If you smoke and members of your family have psoriasis, here is a good reason to quit: You are increasing the risk that you too could develop psoriasis.
If you smoke and you have psoriasis, here is a good reason to quit: You may be making your psoriasis more severe, and you are making it harder for your dermatologist to treat your disease.
“Smoking tobacco can not only increase your risk of developing psoriasis, but it also can increase the severity of your disease,” says Albert A. Rizzo, M.D., chief medical officer for the American Lung Association (ALA).
Smoking also can make you less sensitive to treatment, says Ronald Prussick, M.D., an associate clinical professor at George Washington University and medical director of the Washington Dermatology Center in Rockville, Maryland.
A number of studies have shown that smoking increased the risk of developing psoriasis and having more severe disease:
- A study of nurses and other health professionals published in March 2012 in the American Journal of Epidemiology found that long-term smokers have almost double the risk of developing psoriasis compared with people who have never smoked.
- A smaller study of twins published in February 2016 in the International Journal of Dermatology suggested that heavy smokers are more than twice as likely to have psoriasis.
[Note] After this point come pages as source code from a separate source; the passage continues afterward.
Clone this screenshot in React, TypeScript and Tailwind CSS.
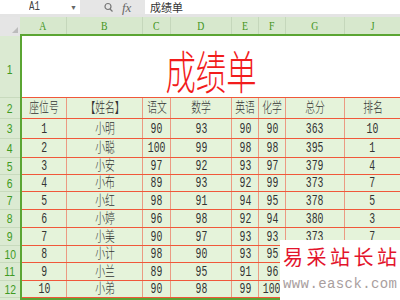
const colLetters = ["A", "B", "C", "D", "E", "F", "G", "J"];

const rows = [
  { n: 2, h: "h-[21px]", cells: ["座位号", "【姓名】", "语文", "数学", "英语", "化学", "总分", "排名"] },
  { n: 3, h: "h-[20px]", cells: ["1", "小明", "90", "93", "90", "90", "363", "10"] },
  { n: 4, h: "h-[19px]", cells: ["2", "小聪", "100", "99", "98", "98", "395", "1"] },
  { n: 5, h: "h-[17px]", cells: ["3", "小安", "97", "92", "93", "97", "379", "4"] },
  { n: 6, h: "h-[17px]", cells: ["4", "小布", "89", "93", "92", "99", "373", "7"] },
  { n: 7, h: "h-[18px]", cells: ["5", "小红", "98", "91", "94", "95", "378", "5"] },
  { n: 8, h: "h-[18px]", cells: ["6", "小婷", "96", "98", "92", "94", "380", "3"] },
  { n: 9, h: "h-[18px]", cells: ["7", "小美", "90", "97", "93", "93", "373", "7"] },
  { n: 10, h: "h-[17px]", cells: ["8", "小计", "98", "90", "93", "95", "376", "6"] },
  { n: 11, h: "h-[18px]", cells: ["9", "小兰", "89", "95", "91", "96", "371", "9"] },
  { n: 12, h: "h-[17px]", cells: ["10", "小弟", "90", "98", "99", "100", "387", "2"] },
];

const cellFont = "font-['Liberation_Mono','Noto_Sans_CJK_SC',monospace]";

export default function App() {
  return (
    <div className="relative w-[400px] h-[300px] overflow-hidden bg-white">
      {/* formula bar */}
      <div className="flex h-[14px]">
        <div className="w-[80px] bg-white flex items-center pl-[29px]">
          <span className={`inline-block scale-x-75 origin-left text-[12px] leading-none text-[#444] ${cellFont}`}>A1</span>
          <span className="ml-auto mr-[3px] text-[7px] leading-none text-[#666]">▼</span>
        </div>
        <div className="w-[65px] bg-[#e6e6e6] flex items-center pl-[24px] gap-[9px]">
          <svg width="9" height="10" viewBox="0 0 9 10" fill="none" stroke="#777" strokeWidth="1.2">
            <circle cx="4" cy="4.5" r="3" />
            <path d="M6 7 L8.5 9.5" />
          </svg>
          <span className="inline-block text-[13px] leading-none italic text-[#666] font-['Liberation_Serif',serif]">fx</span>
        </div>
        <div className="flex-1 bg-white flex items-center pl-[5px]">
          <span className="text-[11px] leading-none text-[#333] font-['Noto_Sans_CJK_SC',sans-serif]">成绩单</span>
        </div>
      </div>
      <div className="h-[3px] bg-[#e4e4e4]" />

      {/* column headers */}
      <div className="flex h-[19px]">
        <div className="w-[20px] bg-[#e5e5e5] flex items-end justify-end pr-[2px] pb-[3px]">
          <div className="w-0 h-0 border-l-[6px] border-l-transparent border-b-[6px] border-b-[#bcbcbc]" />
        </div>
        <div className="flex-1 grid grid-cols-[47px_76px_28px_61px_27px_27px_59px_1fr] bg-[#d7e8cd] border-b-2 border-[#5ba533]">
          {colLetters.map((c, i) => (
            <div key={c} className={`flex items-center justify-center ${i < colLetters.length - 1 ? "border-r border-[#c5d7bb]" : ""}`}>
              <span className="inline-block scale-x-75 text-[13px] leading-none text-[#3f9420] font-['Liberation_Serif',serif]">{c}</span>
            </div>
          ))}
        </div>
      </div>

      {/* body */}
      <div className="flex">
        <div className="w-[20px] flex flex-col bg-[#dbead2]">
          <div className="h-[62px] flex items-center justify-center pt-[6px] border-b border-[#c8dabd]">
            <span className="inline-block scale-x-[0.8] text-[13px] leading-none text-[#3f9a22] font-['Liberation_Sans',sans-serif]">1</span>
          </div>
          {rows.map((r) => (
            <div key={r.n} className={`${r.h} flex items-center justify-center border-b border-[#c8dabd]`}>
              <span className="inline-block scale-x-[0.8] text-[13px] leading-none text-[#3f9a22] font-['Liberation_Sans',sans-serif]">{r.n}</span>
            </div>
          ))}
        </div>

        <div className="flex-1 border-l-2 border-b-2 border-[#5ba533]">
          <div className="h-[62px] bg-white border-b border-[#f0583a] flex items-center justify-center pt-[5px]">
            <span className="inline-block scale-x-[0.66] text-[46px] leading-none font-light text-[#f21c1c] font-['Noto_Sans_CJK_SC',sans-serif]">成绩单</span>
          </div>
          {rows.map((r) => (
            <div key={r.n} className={`${r.h} grid grid-cols-[45px_76px_28px_61px_27px_27px_59px_1fr] bg-[#e5f3da] border-b border-[#f0583a]`}>
              {r.cells.map((c, i) => (
                <div key={i} className={`flex items-center justify-center ${i < r.cells.length - 1 ? "border-r border-[#eb9a82]" : ""}`}>
                  <span className={`inline-block scale-x-[0.7] whitespace-nowrap text-[14px] leading-none font-light text-[#333] ${cellFont}`}>{c}</span>
                </div>
              ))}
            </div>
          ))}
        </div>
      </div>

      {/* watermark */}
      <div className="absolute left-[280px] top-[240px] w-[120px] h-[60px] bg-white flex flex-col pl-[3px] pt-[7px]">
        <span className="text-[20px] leading-none tracking-[3.5px] text-[#e3142c] font-['Noto_Sans_CJK_SC',sans-serif] whitespace-nowrap">易采站长站</span>
        <span className="mt-[10px] text-[14px] leading-none tracking-[0.4px] text-[#a99e9e] font-['Liberation_Mono',monospace] whitespace-nowrap">www.easck.com</span>
      </div>
    </div>
  );
}
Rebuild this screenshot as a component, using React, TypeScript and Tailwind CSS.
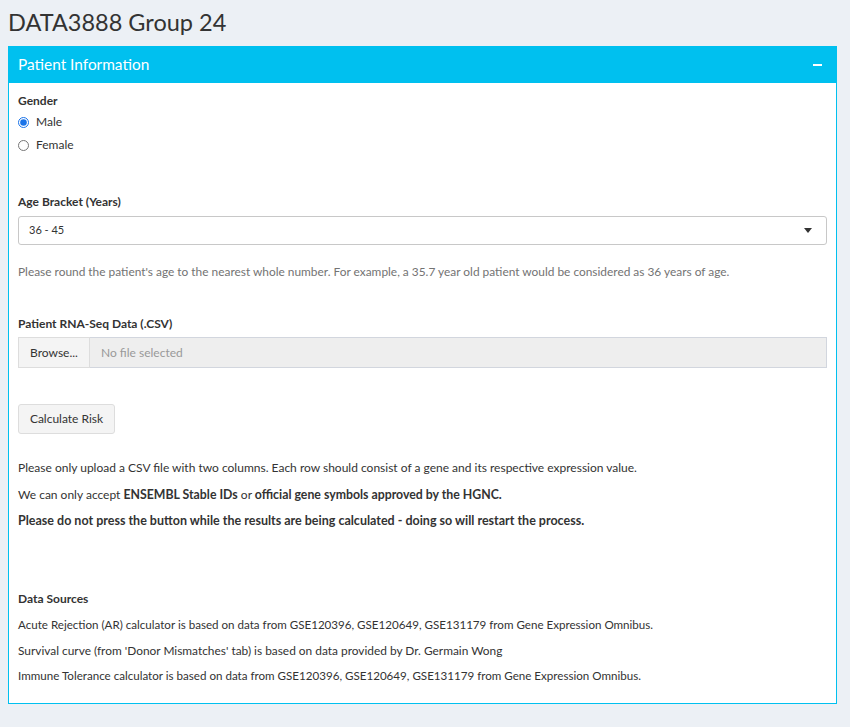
import { useState } from 'react'

export default function App() {
  const [gender, setGender] = useState('male')

  return (
    <div
      className="min-h-[727px] bg-[#ecf0f5] px-2 pb-6 text-[#333]"
      style={{ fontFamily: 'Lato, "Open Sans", sans-serif' }}
    >
      {/* Title */}
      <h1 className="pt-[6px] text-[23.5px] leading-[32px] font-normal text-[#333]">DATA3888 Group 24</h1>

      {/* Box */}
      <div className="mt-[8px] w-[829px] border border-[#00c0ef] bg-white">
        <div className="flex h-[36px] items-center justify-between bg-[#00c0ef] pl-[9px] pr-[14px] text-white">
          <span className="text-[15.4px]">Patient Information</span>
          <span className="block h-[2px] w-[9px] bg-white" />
        </div>

        <div className="px-[9px] pt-[10px] pb-[19px] text-[12px]">
          {/* Gender */}
          <div className="h-[16px] leading-[16px] font-bold">Gender</div>
          <label className="mt-[5px] flex h-[16px] items-center gap-[7px] leading-[16px]">
            <input
              type="radio"
              name="gender"
              checked={gender === 'male'}
              onChange={() => setGender('male')}
              className="h-[11px] w-[11px] accent-[#1a73e8]"
            />
            Male
          </label>
          <label className="mt-[7px] flex h-[16px] items-center gap-[7px] leading-[16px]">
            <input
              type="radio"
              name="gender"
              checked={gender === 'female'}
              onChange={() => setGender('female')}
              className="h-[11px] w-[11px] accent-[#1a73e8]"
            />
            Female
          </label>

          {/* Age */}
          <div className="mt-[41px] h-[16px] leading-[16px] font-bold">Age Bracket (Years)</div>
          <div className="mt-[6px] flex h-[29px] items-center justify-between rounded-[3px] border border-[#c8c8c8] pl-[10px] pr-[14px]">
            <span className="text-[11px]">36 - 45</span>
            <span className="h-0 w-0 border-x-[4.5px] border-t-[5px] border-x-transparent border-t-[#333]" />
          </div>
          <div className="mt-[19px] h-[16px] leading-[16px] text-[#737373] text-[11.9px]">
            Please round the patient's age to the nearest whole number. For example, a 35.7 year old patient would be considered as 36 years of age.
          </div>

          {/* Upload */}
          <div className="mt-[36px] h-[16px] leading-[16px] font-bold">Patient RNA-Seq Data (.CSV)</div>
          <div className="mt-[5px] flex h-[31px]">
            <div className="flex w-[72px] items-center justify-center border border-[#ddd] bg-[#f4f4f4]">Browse...</div>
            <div className="flex flex-1 items-center border border-l-0 border-[#d2d6de] bg-[#eee] pl-[11px] text-[#999]">
              No file selected
            </div>
          </div>

          <div className="mt-[36px] flex h-[30px] w-[97px] items-center justify-center rounded-[3px] border border-[#ddd] bg-[#f4f4f4]">
            Calculate Risk
          </div>

          {/* Notes */}
          <p className="mt-[26px] h-[16px] leading-[16px]">
            Please only upload a CSV file with two columns. Each row should consist of a gene and its respective expression value.
          </p>
          <p className="mt-[11px] h-[16px] leading-[16px]">
            We can only accept <b className="text-[12.3px]">ENSEMBL Stable IDs</b> or{' '}
            <b className="text-[12.3px]">official gene symbols approved by the HGNC.</b>
          </p>
          <p className="mt-[10px] h-[16px] leading-[16px] text-[12.5px] font-bold">
            Please do not press the button while the results are being calculated - doing so will restart the process.
          </p>

          {/* Sources */}
          <div className="mt-[62px] h-[16px] leading-[16px] font-bold">Data Sources</div>
          <p className="mt-[10px] h-[16px] leading-[16px] text-[11.6px]">
            Acute Rejection (AR) calculator is based on data from GSE120396, GSE120649, GSE131179 from Gene Expression Omnibus.
          </p>
          <p className="mt-[10px] h-[16px] leading-[16px] text-[11.9px]">
            Survival curve (from 'Donor Mismatches' tab) is based on data provided by Dr. Germain Wong
          </p>
          <p className="mt-[9px] h-[16px] leading-[16px] text-[11.6px]">
            Immune Tolerance calculator is based on data from GSE120396, GSE120649, GSE131179 from Gene Expression Omnibus.
          </p>
        </div>
      </div>
    </div>
  )
}
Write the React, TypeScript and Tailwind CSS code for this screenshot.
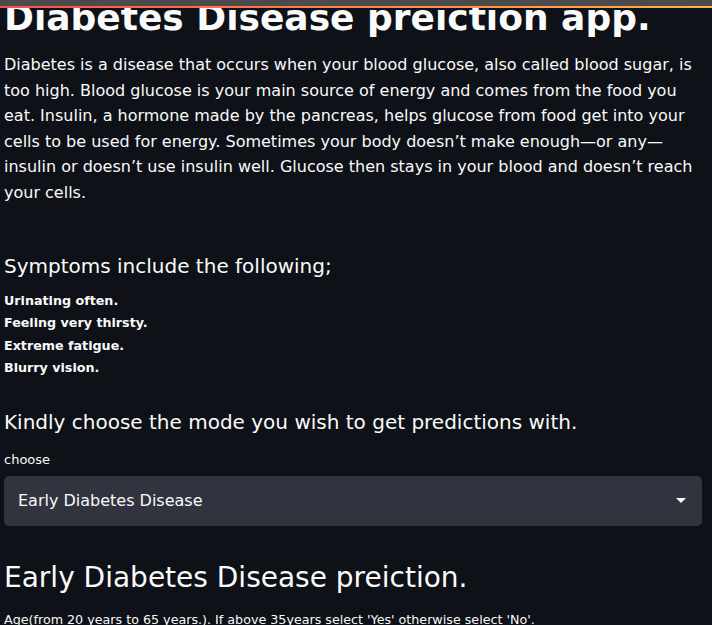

- Yet another hospital-based study from Italy, published in December 2005 in Archives of Dermatology, found that heavy smokers – those who smoke more than 20 cigarettes a day – have twice the risk of having severe psoriasis.
- And finally, a study by researchers in Turkey of 276 psoriasis patients, published in July 2020 in Dermatologic Therapy, found that smokers may have an increased need for systemic treatment.